Oleh karenanya, aktivis reformasi 98 mengajak semua pihak untuk memanfaatkan momentum Pemilu nanti untuk memberikan satu pelajaran kepada siapapun yang sekarang ini menodai demokrasi dan mencederai semangat reformasi 98. "Kami mengajak semua ppihak untuk kembali kepada semangat reformasi 98," katanya.

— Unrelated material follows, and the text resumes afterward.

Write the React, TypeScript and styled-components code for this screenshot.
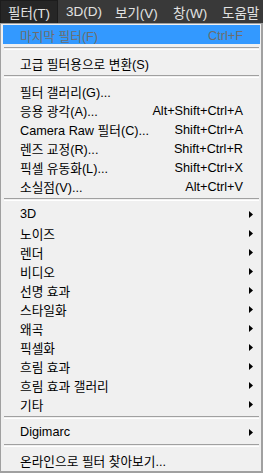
import React from "react";
import styled, { createGlobalStyle } from "styled-components";

const Global = createGlobalStyle`
  html, body { margin: 0; padding: 0; background: #f0f0f0; }
  body { width: 263px; height: 473px; overflow: hidden; }
`;

const FONT = `"Segoe UI", "Liberation Sans", "Noto Sans CJK KR", sans-serif`;

const Screen = styled.div`
  width: 263px;
  height: 473px;
  display: flex;
  flex-direction: column;
  font-family: ${FONT};
  overflow: hidden;
`;

const MenuBar = styled.div`
  height: 23px;
  flex: none;
  background: #393939;
  display: flex;
  align-items: stretch;
  white-space: nowrap;
  overflow: hidden;
`;

const BarItem = styled.div<{ $active?: boolean; $w: number }>`
  flex: none;
  width: ${(p) => p.$w}px;
  box-sizing: border-box;
  display: flex;
  align-items: center;
  padding-left: ${(p) => (p.$active ? 7 : 8)}px;
  font-size: 13.5px;
  color: #e2e2e2;
  background: ${(p) => (p.$active ? "#262626" : "transparent")};
  border: ${(p) => (p.$active ? "1px solid #1c1c1c" : "none")};
  border-bottom: none;
`;

const Dropdown = styled.div`
  flex: 1;
  background: #f0f0f0;
  border-top: 1px solid #a0a0a0;
  border-left: 1px solid #a0a0a0;
  border-right: 2px solid #a0a0a0;
  border-bottom: 2px solid #a0a0a0;
  padding: 1px 1px 2px 2px;
  display: flex;
  flex-direction: column;
`;

const Row = styled.div<{ $highlight?: boolean; $disabled?: boolean }>`
  height: 19px;
  flex: none;
  display: grid;
  grid-template-columns: 1fr auto 17px;
  align-items: center;
  padding-left: 17px;
  padding-top: 1px;
  box-sizing: border-box;
  font-size: 12.7px;
  color: ${(p) => (p.$disabled ? "#6d6d6d" : "#000")};
  background: ${(p) => (p.$highlight ? "#3399ff" : "transparent")};
  white-space: nowrap;
`;

const Label = styled.span``;
const Shortcut = styled.span`
  text-align: right;
`;

const ArrowCell = styled.span`
  display: flex;
  align-items: center;
  padding-left: 6px;
`;

const Separator = styled.div`
  height: 9px;
  flex: none;
  display: flex;
  align-items: flex-start;
  padding: 3px 1px 0 1px;
  box-sizing: border-box;
  &::before {
    content: "";
    display: block;
    width: 100%;
    height: 1px;
    border-top: 1px solid #a0a0a0;
    border-bottom: 1px solid #ffffff;
  }
`;

const Arrow = () => (
  <svg width="4" height="7" viewBox="0 0 4 7">
    <polygon points="0,0 4,3.5 0,7" fill="#000" />
  </svg>
);

type Item =
  | { type: "sep" }
  | { type: "item"; label: string; shortcut?: string; sub?: boolean; highlight?: boolean; disabled?: boolean };

const items: Item[] = [
  { type: "item", label: "마지막 필터(F)", shortcut: "Ctrl+F", highlight: true, disabled: true },
  { type: "sep" },
  { type: "item", label: "고급 필터용으로 변환(S)" },
  { type: "sep" },
  { type: "item", label: "필터 갤러리(G)..." },
  { type: "item", label: "응용 광각(A)...", shortcut: "Alt+Shift+Ctrl+A" },
  { type: "item", label: "Camera Raw 필터(C)...", shortcut: "Shift+Ctrl+A" },
  { type: "item", label: "렌즈 교정(R)...", shortcut: "Shift+Ctrl+R" },
  { type: "item", label: "픽셀 유동화(L)...", shortcut: "Shift+Ctrl+X" },
  { type: "item", label: "소실점(V)...", shortcut: "Alt+Ctrl+V" },
  { type: "sep" },
  { type: "item", label: "3D", sub: true },
  { type: "item", label: "노이즈", sub: true },
  { type: "item", label: "렌더", sub: true },
  { type: "item", label: "비디오", sub: true },
  { type: "item", label: "선명 효과", sub: true },
  { type: "item", label: "스타일화", sub: true },
  { type: "item", label: "왜곡", sub: true },
  { type: "item", label: "픽셀화", sub: true },
  { type: "item", label: "흐림 효과", sub: true },
  { type: "item", label: "흐림 효과 갤러리", sub: true },
  { type: "item", label: "기타", sub: true },
  { type: "sep" },
  { type: "item", label: "Digimarc", sub: true },
  { type: "sep" },
  { type: "item", label: "온라인으로 필터 찾아보기..." },
];

const bar = [
  { label: "필터(T)", w: 58, active: true },
  { label: "3D(D)", w: 49 },
  { label: "보기(V)", w: 58 },
  { label: "창(W)", w: 49 },
  { label: "도움말", w: 49 },
];

export default function App() {
  return (
    <Screen>
      <Global />
      <MenuBar>
        {bar.map((b) => (
          <BarItem key={b.label} $w={b.w} $active={b.active}>
            {b.label}
          </BarItem>
        ))}
      </MenuBar>
      <Dropdown>
        {items.map((it, i) =>
          it.type === "sep" ? (
            <Separator key={i} />
          ) : (
            <Row key={i} $highlight={it.highlight} $disabled={it.disabled}>
              <Label>{it.label}</Label>
              <Shortcut>{it.shortcut ?? ""}</Shortcut>
              <ArrowCell>{it.sub ? <Arrow /> : null}</ArrowCell>
            </Row>
          )
        )}
      </Dropdown>
    </Screen>
  );
}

Titok melanjutkan, reformasi '98 bukan sekadar soal melengserkan Soeharto dari kursi kepresidenan, melainkan juga membangun suatu nilai baru yang lebih menghargai kebebasan, memberikan ruang lebih demokratis kepada masyarakat. Dia mengajak masyatakat untuk mewujudkan pemilu berasaskan luber jurdil, tanpa indikasi keberpihakan pemerintah kepada kontestan. Karena saat ini pemerintahan yang berkuasa dengan terang-terangan berpihak pada salah satu pasangan yang berkontestasi.

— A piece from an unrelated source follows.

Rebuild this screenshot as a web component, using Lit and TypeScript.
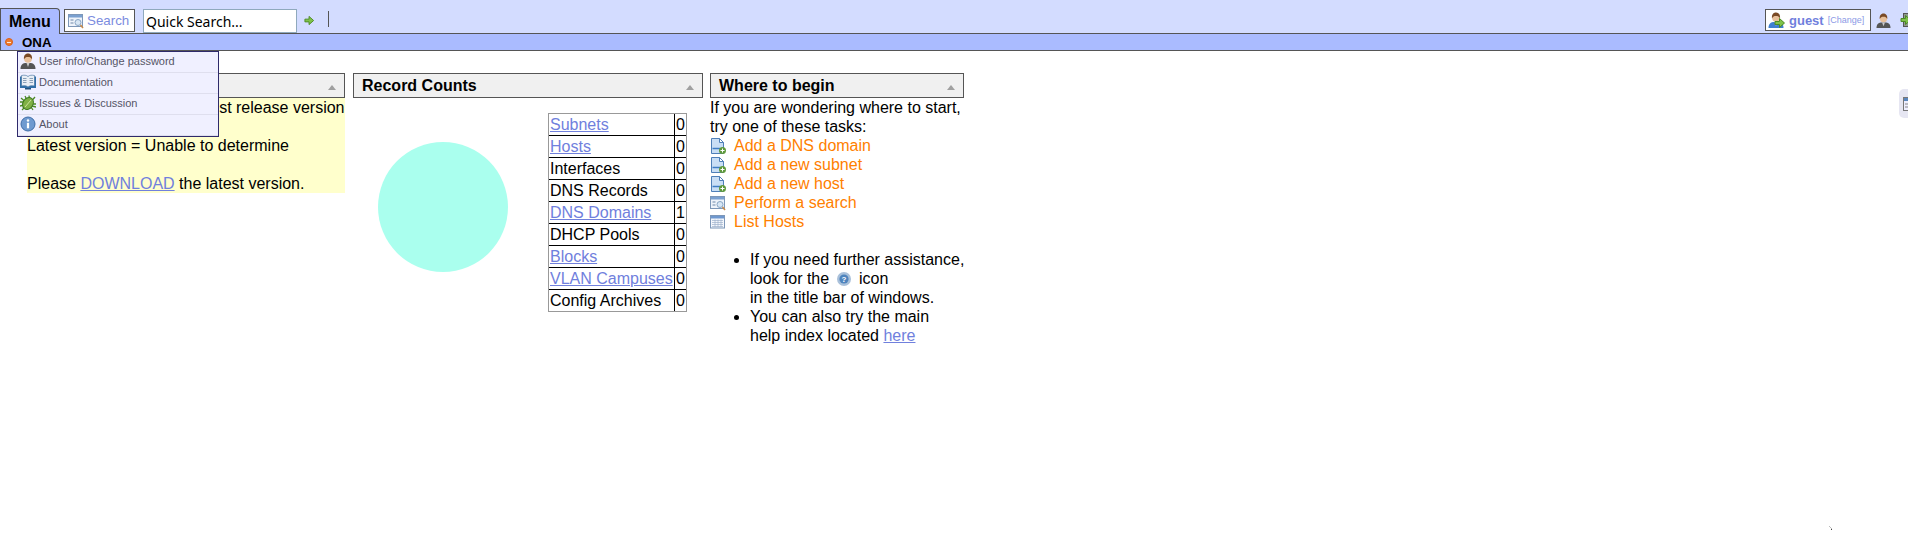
import { LitElement, css, html, svg } from 'lit'
import { customElement } from 'lit/decorators.js'

const icon = (size: number, box: number, body: unknown) => html`
  <svg class="ico" width=${size} height=${size} viewBox="0 0 ${box} ${box}">${body}</svg>
`

const person = (suit: string) => svg`
  <path d="M.5 16 C.5 12 2.500 10.500 5 10 L11 10 C13.500 10.500 15.500 12 15.500 16 Z" fill=${suit}/>
  <path d="M6.500 10 L8 14 L9.500 10 Z" fill="#ccc"/>
  <circle cx="8" cy="6" r="3.800" fill="#e8c09a"/>
  <path d="M4 6.500 C3.400 2 6 .5 8 .5 C10 .5 12.600 2 12 6.500 C11 4.500 10 4 8 4 C6 4 5 4.500 4 6.500 Z" fill="#7a4a25"/>
`

const greenArrow = svg`<path d="M1 4.500 H5.500 V1.500 L10.500 6 L5.500 10.500 V7.500 H1 Z" fill="#7fc24a" stroke="#4c8a24" stroke-width="1"/>`

const docAdd = svg`
  <path d="M1.500 .5 H9.500 L13.500 4.500 V15.500 H1.500 Z" fill="#c9def5" stroke="#4f7fb8"/>
  <path d="M9.500 .5 V4.500 H13.500 Z" fill="#fff" stroke="#4f7fb8"/>
  <path d="M2.500 10.500 H10" stroke="#3f7cc4" stroke-width="1.500"/>
  <circle cx="12.500" cy="12.500" r="3.500" fill="#5f9a3c"/>
  <path d="M10.500 12.500 H14.500 M12.500 10.500 V14.500" stroke="#fff"/>
`

const searchWin = svg`
  <rect x=".5" y="1.500" width="14" height="12" fill="#eef3fa" stroke="#7d97b8"/>
  <rect x="1" y="2" width="13" height="2.500" fill="#7aa0d0"/>
  <path d="M2.500 7 H5.500 M2.500 10 H5.500" stroke="#6c87a8"/>
  <circle cx="10" cy="9.500" r="3" fill="#d7e6f4" stroke="#8aa6c4"/>
  <path d="M12.500 12 L15 15" stroke="#c98a4a" stroke-width="1.500"/>
`

const listWin = svg`
  <rect x=".5" y="1.500" width="14" height="12.500" fill="#f4f7fc" stroke="#7d97b8"/>
  <rect x="1" y="2" width="13" height="2.500" fill="#6f98cf"/>
  <path d="M2 6.500 H13 M2 8.500 H13 M2 10.500 H13 M2 12.500 H13 M5 5.500 V13 M8 5.500 V13 M11 5.500 V13" stroke="#9fb2cc" stroke-width=".7"/>
`

const book = svg`
  <path d="M0 2.500 H16 V14 H0 Z" fill="#2f6fa8"/>
  <path d="M1.500 1.500 C4 1 6.500 1 8 2.500 C9.500 1 12 1 14.500 1.500 V12 C12 11.500 9.500 11.500 8 13 C6.500 11.500 4 11.500 1.500 12 Z" fill="#e8eef5" stroke="#3b6a98" stroke-width=".6"/>
  <path d="M3 4.500 H6.500 M3 6.500 H6.500 M3 8.500 H6.500 M9.500 4.500 H13 M9.500 6.500 H13 M9.500 8.500 H13" stroke="#8aa0b8"/>
  <rect x="5" y="14" width="6" height="1.500" fill="#23527f"/>
`

const bug = svg`
  <path d="M1 3 L4.500 6 M15 2 L11.500 6 M0 7 H4 M16 9 H12 M0 11 L4 10 M16 12 L12 11 M2 15 L5 12 M13 15 L11 12 M5 1 L6.500 4 M9 .5 L9.500 4" stroke="#4c8a24" stroke-width="1.300"/>
  <ellipse cx="8" cy="8.500" rx="5" ry="6.300" fill="#7fb045" stroke="#3f7a20" transform="rotate(35 8 8.500)"/>
  <path d="M5 12 L11 5" stroke="#cfe29c" stroke-width="1"/>
`

const info = svg`
  <circle cx="8" cy="8" r="7" fill="#6f9ad0" stroke="#3f6ea8"/>
  <circle cx="8" cy="4.500" r="1.200" fill="#fff"/>
  <rect x="6.900" y="6.800" width="2.200" height="5.500" fill="#fff"/>
`

const help = svg`
  <circle cx="8" cy="8" r="7" fill="#a9c0da"/>
  <circle cx="8" cy="8" r="4.600" fill="#4f84bd"/>
  <text x="8" y="11" text-anchor="middle" font-size="8" font-weight="bold" font-family="Liberation Sans" fill="#fff">?</text>
`

const COUNTS = [
  { name: 'Subnets', count: 0, link: true },
  { name: 'Hosts', count: 0, link: true },
  { name: 'Interfaces', count: 0, link: false },
  { name: 'DNS Records', count: 0, link: false },
  { name: 'DNS Domains', count: 1, link: true },
  { name: 'DHCP Pools', count: 0, link: false },
  { name: 'Blocks', count: 0, link: true },
  { name: 'VLAN Campuses', count: 0, link: true },
  { name: 'Config Archives', count: 0, link: false }
]

const TASKS = [
  { name: 'Add a DNS domain', glyph: docAdd },
  { name: 'Add a new subnet', glyph: docAdd },
  { name: 'Add a new host', glyph: docAdd },
  { name: 'Perform a search', glyph: searchWin },
  { name: 'List Hosts', glyph: listWin }
]

const MENU = [
  { name: 'User info/Change password', glyph: person('#555') },
  { name: 'Documentation', glyph: book },
  { name: 'Issues & Discussion', glyph: bug },
  { name: 'About', glyph: info }
]

@customElement('app-root')
export class AppRoot extends LitElement {
  static styles = css`
    :host {
      display: block;
      position: relative;
      width: 1908px;
      height: 535px;
      overflow: hidden;
      background: #fff;
      color: #000;
      font-family: 'Liberation Sans', Arial, sans-serif;
      font-size: 16px;
      line-height: 19px;
    }

    a {
      color: #7080dd;
      text-decoration: underline;
    }

    .ico {
      display: block;
      flex: none;
    }

    .bar {
      display: flex;
      align-items: flex-start;
      height: 34px;
      box-sizing: border-box;
      background: #d3dcff;
      border-bottom: 1px solid #555;
    }

    .tab {
      box-sizing: border-box;
      width: 60px;
      height: 26px;
      margin-top: 8px;
      padding: 3px 0 0 8px;
      background: #aabbff;
      border: 1px solid #555;
      border-width: 1px 1px 0 1px;
      border-top-right-radius: 4px;
      font-weight: bold;
      z-index: 1;
    }

    .search {
      display: flex;
      align-items: center;
      gap: 3px;
      box-sizing: border-box;
      width: 71px;
      height: 23px;
      margin: 9px 0 0 4px;
      padding-left: 3px;
      background: #fff;
      border: 1px solid #555;
      color: #7b8ce0;
      font-size: 13.33px;
    }

    .quick {
      box-sizing: border-box;
      width: 154px;
      height: 24px;
      margin: 9px 0 0 8px;
      padding: 2px 0 0 2px;
      background: #fff;
      border: 1px solid #8fa9bd;
      font-family: 'Noto Sans', sans-serif;
      font-size: 14px;
    }

    .go {
      margin: 15px 0 0 7px;
    }

    .sep {
      width: 1px;
      height: 16px;
      margin: 11px 0 0 13px;
      background: #555;
    }

    .user {
      display: flex;
      align-items: center;
      margin: 9px 0 0 auto;
    }

    .guest {
      display: flex;
      align-items: center;
      box-sizing: border-box;
      width: 106px;
      height: 22px;
      padding-left: 2px;
      background: #fff;
      border: 1px solid #555;
      color: #7080dd;
      font-size: 13px;
      font-weight: bold;
    }

    .guest .name {
      margin-left: 4px;
    }

    .guest small {
      margin-left: 4px;
      font-size: 9px;
      font-weight: normal;
      color: #8c9ae6;
    }

    .user .me {
      margin-left: 5px;
    }

    .user .exit {
      margin: 0 -8px 0 9px;
    }

    .status {
      display: flex;
      align-items: center;
      box-sizing: border-box;
      height: 17px;
      background: #aabbff;
      border-left: 1px solid #555;
      border-bottom: 1px solid #555;
      font-size: 13.33px;
      font-weight: bold;
    }

    .dot {
      display: flex;
      align-items: center;
      justify-content: center;
      box-sizing: border-box;
      width: 8px;
      height: 8px;
      margin: 0 9px 0 4px;
      border-radius: 50%;
      background: #ee7a2c;
      border: 1px solid #d9601a;
    }

    .dot::after {
      content: '';
      width: 4px;
      height: 1px;
      background: #ffe8d8;
    }

    .desk {
      display: flex;
      align-items: flex-start;
      padding: 22px 0 0 27px;
    }

    .panel {
      flex: none;
    }

    .title {
      display: flex;
      align-items: center;
      justify-content: space-between;
      box-sizing: border-box;
      height: 25px;
      padding: 0 8px 0 8px;
      background: #f0f0f0;
      border: 1px solid #555;
      font-weight: bold;
    }

    .caret {
      width: 0;
      height: 0;
      margin-top: 3px;
      border-left: 4px solid transparent;
      border-right: 4px solid transparent;
      border-bottom: 5px solid #a0a0a0;
    }

    .version {
      width: 318px;
      margin-right: 8px;
    }

    .notice {
      background: #ffffcc;
      white-space: nowrap;
    }

    .counts {
      width: 350px;
      margin-right: 7px;
    }

    .chart {
      display: flex;
      align-items: flex-start;
      padding-top: 15px;
    }

    .pie {
      flex: none;
      width: 130px;
      height: 130px;
      margin: 29px 40px 0 25px;
      border-radius: 50%;
      background: #aaffee;
    }

    table {
      flex: none;
      border-collapse: separate;
      border-spacing: 0;
      border: 1px solid #999;
    }

    td {
      height: 22px;
      padding: 0;
      border-bottom: 1px solid #000;
      white-space: nowrap;
    }

    tr:last-child td {
      height: 21px;
      border-bottom: none;
    }

    td.name {
      box-sizing: border-box;
      width: 126px;
      padding-left: 1px;
      border-right: 1px solid #000;
    }

    td.num {
      width: 11px;
      padding-left: 1px;
      box-sizing: border-box;
    }

    .begin {
      width: 254px;
    }

    .tasks {
      display: flex;
      flex-direction: column;
    }

    .task {
      display: flex;
      align-items: center;
      gap: 8px;
      height: 19px;
      color: #ff8000;
    }

    ul {
      margin: 19px 0 0;
      padding-left: 40px;
      white-space: nowrap;
    }

    .inline {
      display: inline-block;
      vertical-align: -3px;
      margin: 0 3px 0 2px;
    }

    .menu {
      position: absolute;
      left: 17px;
      top: 51px;
      box-sizing: border-box;
      width: 202px;
      background: #f0f0ff;
      border: 1px solid #2e2a6b;
      z-index: 2;
    }

    .item {
      display: flex;
      align-items: center;
      gap: 3px;
      box-sizing: border-box;
      height: 21px;
      padding: 0 0 2px 2px;
      border-bottom: 1px solid #dfdfee;
      color: #555566;
      font-size: 11px;
    }

    .side {
      position: absolute;
      right: 0;
      top: 89px;
      display: flex;
      align-items: center;
      box-sizing: border-box;
      width: 9px;
      height: 29px;
      padding-left: 4px;
      background: #e6e6f2;
      border-radius: 5px 0 0 5px;
      overflow: hidden;
    }

    .speck {
      position: absolute;
      left: 1829px;
      top: 526px;
    }
  `

  render () {
    return html`
      <div class="bar">
        <div class="tab">Menu</div>
        <div class="search">${icon(16, 16, searchWin)}<span>Search</span></div>
        <div class="quick">Quick Search...</div>
        <div class="go">${icon(11, 12, greenArrow)}</div>
        <div class="sep"></div>
        <div class="user">
          <div class="guest">
            ${icon(17, 17, svg`${person('#3f7fd0')}<g transform="translate(6 5)">${greenArrow}</g>`)}
            <span class="name">guest</span><small>[Change]</small>
          </div>
          <div class="me">${icon(15, 16, person('#555'))}</div>
          <div class="exit">
            ${icon(16, 16, svg`
              <rect x="3.500" y="1.500" width="11" height="13" fill="#8f9a8f" stroke="#555"/>
              <g transform="translate(0 2)">${greenArrow}</g>
            `)}
          </div>
        </div>
      </div>
      <div class="status"><span class="dot"></span><span>ONA</span></div>

      <div class="desk">
        <section class="panel version">
          <div class="title"><span></span><span class="caret"></span></div>
          <div class="notice">
            You are NOT using the latest release version<br /><br />
            Latest version = Unable to determine<br /><br />
            Please <a>DOWNLOAD</a> the latest version.
          </div>
        </section>

        <section class="panel counts">
          <div class="title"><span>Record Counts</span><span class="caret"></span></div>
          <div class="chart">
            <div class="pie"></div>
            <table>
              ${COUNTS.map(row => html`
                <tr>
                  <td class="name">${row.link ? html`<a>${row.name}</a>` : row.name}</td>
                  <td class="num">${row.count}</td>
                </tr>
              `)}
            </table>
          </div>
        </section>

        <section class="panel begin">
          <div class="title"><span>Where to begin</span><span class="caret"></span></div>
          If you are wondering where to start,<br />
          try one of these tasks:
          <div class="tasks">
            ${TASKS.map(task => html`
              <div class="task">${icon(16, 16, task.glyph)}<span>${task.name}</span></div>
            `)}
          </div>
          <ul>
            <li>
              If you need further assistance,<br />
              look for the <span class="inline">${icon(16, 16, help)}</span> icon<br />
              in the title bar of windows.
            </li>
            <li>
              You can also try the main<br />
              help index located <a>here</a>
            </li>
          </ul>
        </section>
      </div>

      <nav class="menu">
        ${MENU.map(item => html`
          <div class="item">${icon(16, 16, item.glyph)}<span>${item.name}</span></div>
        `)}
      </nav>

      <div class="side">
        ${icon(14, 14, svg`
          <rect x=".5" y=".5" width="13" height="13" fill="#eef" stroke="#777"/>
          <rect x="1" y="1" width="12" height="3" fill="#5a86bd"/>
          <path d="M2 7 H5 M2 10 H5" stroke="#888"/>
        `)}
      </div>
      <svg class="speck" width="5" height="5" viewBox="0 0 5 5">
        <path d="M0 0 L3 3" stroke="#bbb"/>
        <rect x="2" y="3" width="1" height="1" fill="#444"/>
      </svg>
    `
  }
}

"Jelas sekali bahwa pemerintahan yang sekarang berkuasa, dia sedang berpihak. Itu harus diingatkan," ujar Titok. Titok pribadi merasa kecewa dengan para aktivis masa Orde Baru macam Budiman Sudjatmiko atau Andi Arief yang kini dianggapnya malah memilih berada di barisan pendukung politik dinasti. Budiman sudah melupakan sejarah hanya demi kepentingan kekuasaan.
Menurutnya, melihat politik itu di dalamnya tidak semata-mata kekuasaan, tidak semata-mata ekonomi. Politik itu juga ada satu value yang diperjuangkan sehingga beberapa alumni aktivis reformasi 98 yang melihat keputusan Budiman cs tentu kecewa.
"Saya sebenarnya kecewa dengan sikap teman-teman yang sekarang ini bergabung ke pasangan 02," katanya. Gelombang kritik civitas academica berbagai perguruan tinggi, kata Titok, seharusnya cukup untuk membuka mata semua kalangan, termasuk Budiman cs dan parpol akan adanya ketidakberesan dalam berdemokrasi di negara ini.
Istana sudah tak bisa lagi berpura-pura tuli, atau bahkan lebih kejamnya lagi melabeli gerakan akademisi sebagai suatu bentuk penggiringan opini.